→ Exercise brief
Exclude the pictures, then repeat the remaining data exactly.

→ Raw data
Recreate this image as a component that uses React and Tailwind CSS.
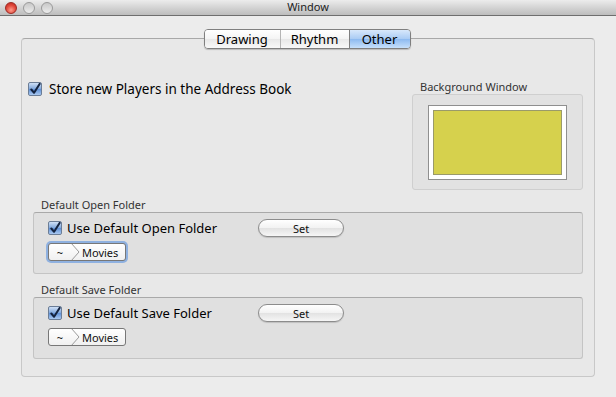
import React from 'react';

const font = { fontFamily: '"Noto Sans", "DejaVu Sans", sans-serif' };

const Light = ({ red }) => (
    <div
        className={
            red
                ? 'w-[12px] h-[12px] rounded-full border border-[#9c2a24] bg-[radial-gradient(circle_at_50%_70%,#ff9c8c,#e0473a_55%,#b8261c)]'
                : 'w-[12px] h-[12px] rounded-full border border-[#9a9a9a] bg-[linear-gradient(#c8c8c8,#ececec)]'
        }
    />
);

const Check = () => (
    <div className="w-[14px] h-[14px] rounded-[2px] border border-[#6b7d96] bg-[linear-gradient(#cfe0f6,#7fa7dc_50%,#5d8fd6_51%,#a9c8f0)] flex items-center justify-center shrink-0">
        <svg width="13" height="13" viewBox="0 0 13 13">
            <path d="M2.5 6.5 L5.5 10 L11.5 0.5" fill="none" stroke="#14233f" strokeWidth="2.2" strokeLinecap="round" strokeLinejoin="round" />
        </svg>
    </div>
);

const SetButton = () => (
    <button className="w-[86px] h-[18px] rounded-full border border-[#8c8c8c] bg-[linear-gradient(#ffffff,#f2f2f2_50%,#e2e2e2_51%,#f6f6f6)] text-[11px] leading-none text-[#111] shadow-[0_1px_1px_rgba(0,0,0,0.15)]">
        Set
    </button>
);

const PathControl = ({ focused }) => (
    <div className={focused ? 'p-[2px] rounded-[5px] bg-[#8fb1e0] w-fit' : 'p-[2px] w-fit'}>
        <div className="flex items-center h-[18px] rounded-[3px] border border-[#777] bg-[linear-gradient(#ffffff,#f0f0f0)] text-[11px] text-[#111] overflow-hidden">
            <span className="w-[22px] text-center leading-none">~</span>
            <svg width="9" height="18" viewBox="0 0 9 18" className="shrink-0">
                <path d="M0 0 L8 9 L0 18" fill="none" stroke="#9a9a9a" strokeWidth="1" />
            </svg>
            <span className="pl-[2px] pr-[7px] leading-none">Movies</span>
        </div>
    </div>
);

const FolderGroup = ({ title, label, focused, top }) => (
    <div className={top}>
        <div className="pl-[8px] text-[11px] leading-[14px] text-[#333]">{title}</div>
        <div className="h-[62px] rounded-[3px] border border-[#c4c4c4] border-t-[#a9a9a9] bg-[#e0e0e0] pl-[14px] pt-[6px]">
            <div className="flex items-center">
                <Check />
                <span className="ml-[5px] w-[191px] text-[13px] leading-[16px] text-black">{label}</span>
                <SetButton />
            </div>
            <div className="mt-[4px] -ml-[2px]">
                <PathControl focused={focused} />
            </div>
        </div>
    </div>
);

export default function App() {
    return (
        <div className="w-[616px] h-[397px] bg-[#ececec] flex flex-col" style={font}>
            <div className="h-[16px] relative flex items-center border-b border-[#6e6e6e] bg-[linear-gradient(#ececec,#cfcfcf_60%,#bdbdbd)]">
                <div className="flex gap-[6px] pl-[5px]">
                    <Light red />
                    <Light />
                    <Light />
                </div>
                <div className="absolute inset-0 flex items-center justify-center text-[11px] text-[#222]">Window</div>
            </div>

            <div className="px-[21px] pt-[13px] flex flex-col">
                <div className="relative z-10 flex justify-center">
                    <div className="ml-[-2px] flex h-[20px] rounded-[4px] border border-[#7f7f7f] overflow-hidden text-[13px] leading-none text-black shadow-[0_1px_1px_rgba(0,0,0,0.2)]">
                        <div className="w-[76px] flex items-center justify-center border-r border-[#b5b5b5] bg-[linear-gradient(#ffffff,#f4f4f4_50%,#e8e8e8_51%,#f8f8f8)]">Drawing</div>
                        <div className="w-[69px] flex items-center justify-center border-r border-[#7f7f7f] bg-[linear-gradient(#ffffff,#f4f4f4_50%,#e8e8e8_51%,#f8f8f8)]">Rhythm</div>
                        <div className="w-[60px] flex items-center justify-center bg-[linear-gradient(#d8e8fb,#a9cbf4_50%,#8dbaf0_51%,#c6e0fb)]">Other</div>
                    </div>
                </div>

                <div className="-mt-[11px] h-[339px] rounded-[4px] border border-[#c8c8c8] border-t-[#a8a8a8] bg-[#e8e8e8] px-[11px] pt-[41px]">
                    <div className="flex justify-between">
                        <div className="-ml-[5px] flex items-center h-[16px] mt-[1px]">
                            <Check />
                            <span className="ml-[7px] text-[13.5px] leading-[16px] text-black">Store new Players in the Address Book</span>
                        </div>
                        <div className="w-[171px]">
                            <div className="pl-[8px] text-[11px] leading-[13px] text-[#333]">Background Window</div>
                            <div className="mt-[1px] h-[96px] rounded-[3px] border border-[#cfcfcf] bg-[#e2e2e2] flex items-center justify-center">
                                <div className="w-[139px] h-[75px] border border-[#8f8f8f] bg-white p-[4px]">
                                    <div className="w-full h-full border border-[#9a9a6a] bg-[#d6d14d]" />
                                </div>
                            </div>
                        </div>
                    </div>

                    <FolderGroup top="mt-[8px]" title="Default Open Folder" label="Use Default Open Folder" focused />
                    <FolderGroup top="mt-[9px]" title="Default Save Folder" label="Use Default Save Folder" />
                </div>
            </div>
        </div>
    );
}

→ Task solution
Recreate this image as a component that uses React and Tailwind CSS.
import React from 'react';

const font = { fontFamily: '"Noto Sans", "DejaVu Sans", sans-serif' };

const Light = ({ red }) => (
    <div
        className={
            red
                ? 'w-[12px] h-[12px] rounded-full border border-[#9c2a24] bg-[radial-gradient(circle_at_50%_70%,#ff9c8c,#e0473a_55%,#b8261c)]'
                : 'w-[12px] h-[12px] rounded-full border border-[#9a9a9a] bg-[linear-gradient(#c8c8c8,#ececec)]'
        }
    />
);

const Check = () => (
    <div className="w-[14px] h-[14px] rounded-[2px] border border-[#6b7d96] bg-[linear-gradient(#cfe0f6,#7fa7dc_50%,#5d8fd6_51%,#a9c8f0)] flex items-center justify-center shrink-0">
        <svg width="13" height="13" viewBox="0 0 13 13">
            <path d="M2.5 6.5 L5.5 10 L11.5 0.5" fill="none" stroke="#14233f" strokeWidth="2.2" strokeLinecap="round" strokeLinejoin="round" />
        </svg>
    </div>
);

const SetButton = () => (
    <button className="w-[86px] h-[18px] rounded-full border border-[#8c8c8c] bg-[linear-gradient(#ffffff,#f2f2f2_50%,#e2e2e2_51%,#f6f6f6)] text-[11px] leading-none text-[#111] shadow-[0_1px_1px_rgba(0,0,0,0.15)]">
        Set
    </button>
);

const PathControl = ({ focused }) => (
    <div className={focused ? 'p-[2px] rounded-[5px] bg-[#8fb1e0] w-fit' : 'p-[2px] w-fit'}>
        <div className="flex items-center h-[18px] rounded-[3px] border border-[#777] bg-[linear-gradient(#ffffff,#f0f0f0)] text-[11px] text-[#111] overflow-hidden">
            <span className="w-[22px] text-center leading-none">~</span>
            <svg width="9" height="18" viewBox="0 0 9 18" className="shrink-0">
                <path d="M0 0 L8 9 L0 18" fill="none" stroke="#9a9a9a" strokeWidth="1" />
            </svg>
            <span className="pl-[2px] pr-[7px] leading-none">Movies</span>
        </div>
    </div>
);

const FolderGroup = ({ title, label, focused, top }) => (
    <div className={top}>
        <div className="pl-[8px] text-[11px] leading-[14px] text-[#333]">{title}</div>
        <div className="h-[62px] rounded-[3px] border border-[#c4c4c4] border-t-[#a9a9a9] bg-[#e0e0e0] pl-[14px] pt-[6px]">
            <div className="flex items-center">
                <Check />
                <span className="ml-[5px] w-[191px] text-[13px] leading-[16px] text-black">{label}</span>
                <SetButton />
            </div>
            <div className="mt-[4px] -ml-[2px]">
                <PathControl focused={focused} />
            </div>
        </div>
    </div>
);

export default function App() {
    return (
        <div className="w-[616px] h-[397px] bg-[#ececec] flex flex-col" style={font}>
            <div className="h-[16px] relative flex items-center border-b border-[#6e6e6e] bg-[linear-gradient(#ececec,#cfcfcf_60%,#bdbdbd)]">
                <div className="flex gap-[6px] pl-[5px]">
                    <Light red />
                    <Light />
                    <Light />
                </div>
                <div className="absolute inset-0 flex items-center justify-center text-[11px] text-[#222]">Window</div>
            </div>

            <div className="px-[21px] pt-[13px] flex flex-col">
                <div className="relative z-10 flex justify-center">
                    <div className="ml-[-2px] flex h-[20px] rounded-[4px] border border-[#7f7f7f] overflow-hidden text-[13px] leading-none text-black shadow-[0_1px_1px_rgba(0,0,0,0.2)]">
                        <div className="w-[76px] flex items-center justify-center border-r border-[#b5b5b5] bg-[linear-gradient(#ffffff,#f4f4f4_50%,#e8e8e8_51%,#f8f8f8)]">Drawing</div>
                        <div className="w-[69px] flex items-center justify-center border-r border-[#7f7f7f] bg-[linear-gradient(#ffffff,#f4f4f4_50%,#e8e8e8_51%,#f8f8f8)]">Rhythm</div>
                        <div className="w-[60px] flex items-center justify-center bg-[linear-gradient(#d8e8fb,#a9cbf4_50%,#8dbaf0_51%,#c6e0fb)]">Other</div>
                    </div>
                </div>

                <div className="-mt-[11px] h-[339px] rounded-[4px] border border-[#c8c8c8] border-t-[#a8a8a8] bg-[#e8e8e8] px-[11px] pt-[41px]">
                    <div className="flex justify-between">
                        <div className="-ml-[5px] flex items-center h-[16px] mt-[1px]">
                            <Check />
                            <span className="ml-[7px] text-[13.5px] leading-[16px] text-black">Store new Players in the Address Book</span>
                        </div>
                        <div className="w-[171px]">
                            <div className="pl-[8px] text-[11px] leading-[13px] text-[#333]">Background Window</div>
                            <div className="mt-[1px] h-[96px] rounded-[3px] border border-[#cfcfcf] bg-[#e2e2e2] flex items-center justify-center">
                                <div className="w-[139px] h-[75px] border border-[#8f8f8f] bg-white p-[4px]">
                                    <div className="w-full h-full border border-[#9a9a6a] bg-[#d6d14d]" />
                                </div>
                            </div>
                        </div>
                    </div>

                    <FolderGroup top="mt-[8px]" title="Default Open Folder" label="Use Default Open Folder" focused />
                    <FolderGroup top="mt-[9px]" title="Default Save Folder" label="Use Default Save Folder" />
                </div>
            </div>
        </div>
    );
}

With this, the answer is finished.